**SOURCE MATERIAL**
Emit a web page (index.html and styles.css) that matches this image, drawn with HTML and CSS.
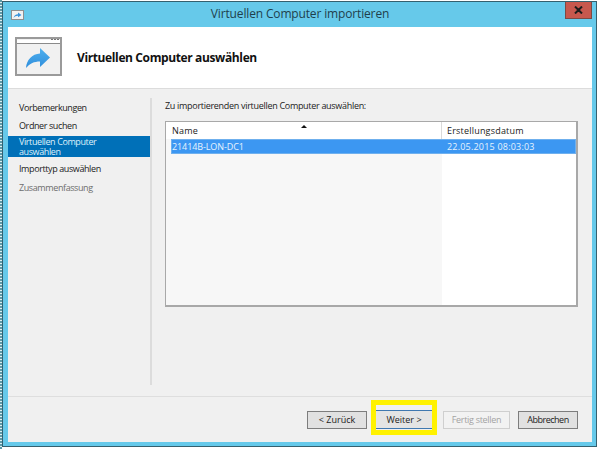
FILE: index.html
```html
<!DOCTYPE html>
<html lang="de">
<head>
<meta charset="utf-8">
<title>Virtuellen Computer importieren</title>
<link rel="stylesheet" href="styles.css">
</head>
<body>
<div class="desktop">
  <div class="window">
    <div class="titlebar">
      <svg class="title-icon" width="13" height="10" viewBox="0 0 13 10"><rect x="0.5" y="0.5" width="12" height="9" fill="#f2f2f2" stroke="#8f8f8f"/><path d="M2.500 8c.5-2.500 2-3.800 4.500-3.800V2.500L10.500 5 7 7.300V5.800C5 5.800 3.600 6.600 2.500 8z" fill="#3a94dc"/></svg>
      <span class="title-text">Virtuellen Computer importieren</span>
      <div class="close">
        <svg width="9" height="8" viewBox="0 0 9 8"><path d="M1 0.500 4.500 4M8 0.500 4.500 4M1 7.500 4.500 4M8 7.500 4.500 4" stroke="#1c1c1c" stroke-width="2"/></svg>
      </div>
    </div>
    <div class="client">
      <header class="header">
        <svg class="header-icon" width="47" height="39" viewBox="0 0 47 39">
          <defs><linearGradient id="arrow" x1="0" y1="0" x2="0" y2="1"><stop offset="0" stop-color="#4fb0ee"/><stop offset="1" stop-color="#2f8edc"/></linearGradient></defs>
          <rect x="1" y="1" width="45" height="37" fill="#f1f1f1" stroke="#9a9a9a" stroke-width="2"/>
          <rect x="2" y="3" width="43" height="3" fill="#fff"/>
          <path d="M2 6.500H45" stroke="#8a8a8a"/>
          <path d="M36 2.500h2M39 2.500h2M42 2.500h2" stroke="#777"/>
          <path d="M11 31C11.500 23 17 17 25 16.500V11L35 20.500 25 30V24.500C19 24.500 15 26.500 11 31z" fill="url(#arrow)"/>
        </svg>
        <h1 class="header-title">Virtuellen Computer auswählen</h1>
      </header>
      <div class="middle">
        <nav class="nav">
          <div class="nav-item">Vorbemerkungen</div>
          <div class="nav-item">Ordner suchen</div>
          <div class="nav-item nav-active">Virtuellen Computer auswählen</div>
          <div class="nav-item">Importtyp auswählen</div>
          <div class="nav-item nav-muted">Zusammenfassung</div>
        </nav>
        <main class="content">
          <p class="prompt">Zu importierenden virtuellen Computer auswählen:</p>
          <div class="list">
            <div class="list-head">
              <div class="col-name">Name<span class="sort"></span></div>
              <div class="col-date">Erstellungsdatum</div>
            </div>
            <div class="list-row">
              <div class="cell-name">21414B-LON-DC1</div>
              <div class="cell-date">22.05.2015 08:03:03</div>
            </div>
            <div class="list-fill">
              <div class="fill-name"></div>
              <div class="fill-date"></div>
            </div>
          </div>
        </main>
      </div>
      <footer class="footer">
        <button class="btn btn-back">&lt; Zurück</button>
        <div class="highlight"><button class="btn btn-next">Weiter &gt;</button></div>
        <button class="btn btn-disabled">Fertig stellen</button>
        <button class="btn btn-cancel">Abbrechen</button>
      </footer>
    </div>
  </div>
</div>
</body>
</html>
```
FILE: styles.css
```css
* { box-sizing: border-box; }
html, body { margin: 0; padding: 0; }
body { width: 600px; height: 449px; overflow: hidden; background: #fff; font-family: "Open Sans", "Noto Sans", sans-serif; }
.desktop { width: 600px; height: 449px; padding: 1px 3px 2px 2px; background: repeating-linear-gradient(180deg, #5d9aa8 0 2px, #dfeef2 2px 3px) left top / 2px 100% no-repeat #fff; }
.window { width: 595px; height: 446px; display: flex; flex-direction: column; background: #66c9ea; border: 1px solid #35606f; padding: 0 4px 4px 5px; }
.titlebar { height: 25px; display: flex; align-items: center; position: relative; flex: none; }
.title-icon { margin-left: 3px; flex: none; }
.title-text { position: absolute; left: 0; right: 0; top: 3px; text-align: center; font-size: 12px; line-height: 17px; letter-spacing: -0.15px; color: #1f3f4c; }
.close { position: absolute; right: 0; top: 0; width: 27px; height: 17px; background: #c7584e; border: 1px solid #7d4a44; border-top: 0; display: flex; align-items: center; justify-content: center; }
.client { flex: 1; display: flex; flex-direction: column; background: #f0f0f0; min-height: 0; }
.header { height: 62px; flex: none; display: flex; align-items: center; background: #fff; border-bottom: 1px solid #dcdcdc; padding: 0 0 2px 7px; }
.header-icon { flex: none; }
.header-title { margin: 2px 0 0 15px; font-size: 12px; font-weight: 700; letter-spacing: -0.38px; color: #111; line-height: 16px; }
.middle { height: 308px; flex: none; display: flex; border-bottom: 1px solid #dedede; }
.nav { width: 142px; flex: none; padding-top: 9px; font-size: 9px; letter-spacing: -0.4px; }
.nav-item { padding-left: 11px; height: 18px; line-height: 20px; color: #222; }
.nav-active { height: 21px; margin: 2px 0; padding: 1px 30px 0 11px; line-height: 10px; background: #0070b8; color: #dff0fb; }
.nav-muted { margin-top: 1px; color: #6d6d6d; }
.content { flex: 1; margin: 9px 0 11px; border-left: 2px solid #dcdcdc; padding: 1px 0 0 13px; min-width: 0; }
.prompt { margin: 0 0 9px; font-size: 9px; line-height: 13px; letter-spacing: -0.3px; color: #222; }
.list { width: 413px; height: 186px; background: #f7f7f7; border: 1px solid #a8a8a8; border-width: 1px 2px 2px 1px; display: flex; flex-direction: column; }
.list-head { height: 17px; flex: none; display: flex; font-size: 9px; line-height: 18px; letter-spacing: 0.2px; color: #222; background: #fff; padding-left: 5px; }
.col-name { width: 271px; padding-left: 1px; position: relative; border-right: 1px solid #dadada; }
.col-date { flex: 1; padding-left: 5px; }
.sort { position: absolute; left: 130px; top: 3px; width: 0; height: 0; border-left: 3px solid transparent; border-right: 3px solid transparent; border-bottom: 3px solid #111; }
.list-row { height: 15px; flex: none; display: flex; margin-left: 5px; background: #3c97f2; color: #e6f3fe; font-size: 9px; line-height: 14px; border: 1px solid #6fb0ee; }
.cell-name { width: 275px; letter-spacing: -0.1px; }
.cell-date { flex: 1; letter-spacing: 0.2px; }
.list-fill { flex: 1; display: flex; }
.fill-name { width: 276px; background: #f7f7f7; }
.fill-date { flex: 1; background: #fff; }
.footer { flex: 1; display: flex; align-items: flex-start; padding: 14px 0 0 299px; }
.btn { width: 60px; height: 18px; padding: 0; flex: none; font: inherit; font-size: 9px; line-height: 16px; color: #222; background: #e1e1e1; border: 1px solid #7d7d7d; }
.highlight { margin: -11px 0 0 4px; width: 66px; height: 35px; padding: 5px 0 1px; border: 5px solid #fff200; display: flex; flex: none; }
.btn-next { width: 56px; height: 19px; background: #e4e4e4; border: 0; border-top: 1px solid #3f78b0; border-bottom: 1px solid #3f78b0; }
.btn-disabled { width: 67px; margin-left: 6px; background: #f2f2f2; border-color: #cfcfcf; color: #a3a3a3; letter-spacing: -0.3px; }
.btn-cancel { margin-left: 8px; letter-spacing: -0.5px; }
```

**GOAL**
Do not include the images; transcribe the rest of the listing exactly.

**RESULT FOR THIS TASK**
Emit a web page (index.html and styles.css) that matches this image, drawn with HTML and CSS.
FILE: index.html
```html
<!DOCTYPE html>
<html lang="de">
<head>
<meta charset="utf-8">
<title>Virtuellen Computer importieren</title>
<link rel="stylesheet" href="styles.css">
</head>
<body>
<div class="desktop">
  <div class="window">
    <div class="titlebar">
      <svg class="title-icon" width="13" height="10" viewBox="0 0 13 10"><rect x="0.5" y="0.5" width="12" height="9" fill="#f2f2f2" stroke="#8f8f8f"/><path d="M2.500 8c.5-2.500 2-3.800 4.500-3.800V2.500L10.500 5 7 7.300V5.800C5 5.800 3.600 6.600 2.500 8z" fill="#3a94dc"/></svg>
      <span class="title-text">Virtuellen Computer importieren</span>
      <div class="close">
        <svg width="9" height="8" viewBox="0 0 9 8"><path d="M1 0.500 4.500 4M8 0.500 4.500 4M1 7.500 4.500 4M8 7.500 4.500 4" stroke="#1c1c1c" stroke-width="2"/></svg>
      </div>
    </div>
    <div class="client">
      <header class="header">
        <svg class="header-icon" width="47" height="39" viewBox="0 0 47 39">
          <defs><linearGradient id="arrow" x1="0" y1="0" x2="0" y2="1"><stop offset="0" stop-color="#4fb0ee"/><stop offset="1" stop-color="#2f8edc"/></linearGradient></defs>
          <rect x="1" y="1" width="45" height="37" fill="#f1f1f1" stroke="#9a9a9a" stroke-width="2"/>
          <rect x="2" y="3" width="43" height="3" fill="#fff"/>
          <path d="M2 6.500H45" stroke="#8a8a8a"/>
          <path d="M36 2.500h2M39 2.500h2M42 2.500h2" stroke="#777"/>
          <path d="M11 31C11.500 23 17 17 25 16.500V11L35 20.500 25 30V24.500C19 24.500 15 26.500 11 31z" fill="url(#arrow)"/>
        </svg>
        <h1 class="header-title">Virtuellen Computer auswählen</h1>
      </header>
      <div class="middle">
        <nav class="nav">
          <div class="nav-item">Vorbemerkungen</div>
          <div class="nav-item">Ordner suchen</div>
          <div class="nav-item nav-active">Virtuellen Computer auswählen</div>
          <div class="nav-item">Importtyp auswählen</div>
          <div class="nav-item nav-muted">Zusammenfassung</div>
        </nav>
        <main class="content">
          <p class="prompt">Zu importierenden virtuellen Computer auswählen:</p>
          <div class="list">
            <div class="list-head">
              <div class="col-name">Name<span class="sort"></span></div>
              <div class="col-date">Erstellungsdatum</div>
            </div>
            <div class="list-row">
              <div class="cell-name">21414B-LON-DC1</div>
              <div class="cell-date">22.05.2015 08:03:03</div>
            </div>
            <div class="list-fill">
              <div class="fill-name"></div>
              <div class="fill-date"></div>
            </div>
          </div>
        </main>
      </div>
      <footer class="footer">
        <button class="btn btn-back">&lt; Zurück</button>
        <div class="highlight"><button class="btn btn-next">Weiter &gt;</button></div>
        <button class="btn btn-disabled">Fertig stellen</button>
        <button class="btn btn-cancel">Abbrechen</button>
      </footer>
    </div>
  </div>
</div>
</body>
</html>
```
FILE: styles.css
```css
* { box-sizing: border-box; }
html, body { margin: 0; padding: 0; }
body { width: 600px; height: 449px; overflow: hidden; background: #fff; font-family: "Open Sans", "Noto Sans", sans-serif; }
.desktop { width: 600px; height: 449px; padding: 1px 3px 2px 2px; background: repeating-linear-gradient(180deg, #5d9aa8 0 2px, #dfeef2 2px 3px) left top / 2px 100% no-repeat #fff; }
.window { width: 595px; height: 446px; display: flex; flex-direction: column; background: #66c9ea; border: 1px solid #35606f; padding: 0 4px 4px 5px; }
.titlebar { height: 25px; display: flex; align-items: center; position: relative; flex: none; }
.title-icon { margin-left: 3px; flex: none; }
.title-text { position: absolute; left: 0; right: 0; top: 3px; text-align: center; font-size: 12px; line-height: 17px; letter-spacing: -0.15px; color: #1f3f4c; }
.close { position: absolute; right: 0; top: 0; width: 27px; height: 17px; background: #c7584e; border: 1px solid #7d4a44; border-top: 0; display: flex; align-items: center; justify-content: center; }
.client { flex: 1; display: flex; flex-direction: column; background: #f0f0f0; min-height: 0; }
.header { height: 62px; flex: none; display: flex; align-items: center; background: #fff; border-bottom: 1px solid #dcdcdc; padding: 0 0 2px 7px; }
.header-icon { flex: none; }
.header-title { margin: 2px 0 0 15px; font-size: 12px; font-weight: 700; letter-spacing: -0.38px; color: #111; line-height: 16px; }
.middle { height: 308px; flex: none; display: flex; border-bottom: 1px solid #dedede; }
.nav { width: 142px; flex: none; padding-top: 9px; font-size: 9px; letter-spacing: -0.4px; }
.nav-item { padding-left: 11px; height: 18px; line-height: 20px; color: #222; }
.nav-active { height: 21px; margin: 2px 0; padding: 1px 30px 0 11px; line-height: 10px; background: #0070b8; color: #dff0fb; }
.nav-muted { margin-top: 1px; color: #6d6d6d; }
.content { flex: 1; margin: 9px 0 11px; border-left: 2px solid #dcdcdc; padding: 1px 0 0 13px; min-width: 0; }
.prompt { margin: 0 0 9px; font-size: 9px; line-height: 13px; letter-spacing: -0.3px; color: #222; }
.list { width: 413px; height: 186px; background: #f7f7f7; border: 1px solid #a8a8a8; border-width: 1px 2px 2px 1px; display: flex; flex-direction: column; }
.list-head { height: 17px; flex: none; display: flex; font-size: 9px; line-height: 18px; letter-spacing: 0.2px; color: #222; background: #fff; padding-left: 5px; }
.col-name { width: 271px; padding-left: 1px; position: relative; border-right: 1px solid #dadada; }
.col-date { flex: 1; padding-left: 5px; }
.sort { position: absolute; left: 130px; top: 3px; width: 0; height: 0; border-left: 3px solid transparent; border-right: 3px solid transparent; border-bottom: 3px solid #111; }
.list-row { height: 15px; flex: none; display: flex; margin-left: 5px; background: #3c97f2; color: #e6f3fe; font-size: 9px; line-height: 14px; border: 1px solid #6fb0ee; }
.cell-name { width: 275px; letter-spacing: -0.1px; }
.cell-date { flex: 1; letter-spacing: 0.2px; }
.list-fill { flex: 1; display: flex; }
.fill-name { width: 276px; background: #f7f7f7; }
.fill-date { flex: 1; background: #fff; }
.footer { flex: 1; display: flex; align-items: flex-start; padding: 14px 0 0 299px; }
.btn { width: 60px; height: 18px; padding: 0; flex: none; font: inherit; font-size: 9px; line-height: 16px; color: #222; background: #e1e1e1; border: 1px solid #7d7d7d; }
.highlight { margin: -11px 0 0 4px; width: 66px; height: 35px; padding: 5px 0 1px; border: 5px solid #fff200; display: flex; flex: none; }
.btn-next { width: 56px; height: 19px; background: #e4e4e4; border: 0; border-top: 1px solid #3f78b0; border-bottom: 1px solid #3f78b0; }
.btn-disabled { width: 67px; margin-left: 6px; background: #f2f2f2; border-color: #cfcfcf; color: #a3a3a3; letter-spacing: -0.3px; }
.btn-cancel { margin-left: 8px; letter-spacing: -0.5px; }
```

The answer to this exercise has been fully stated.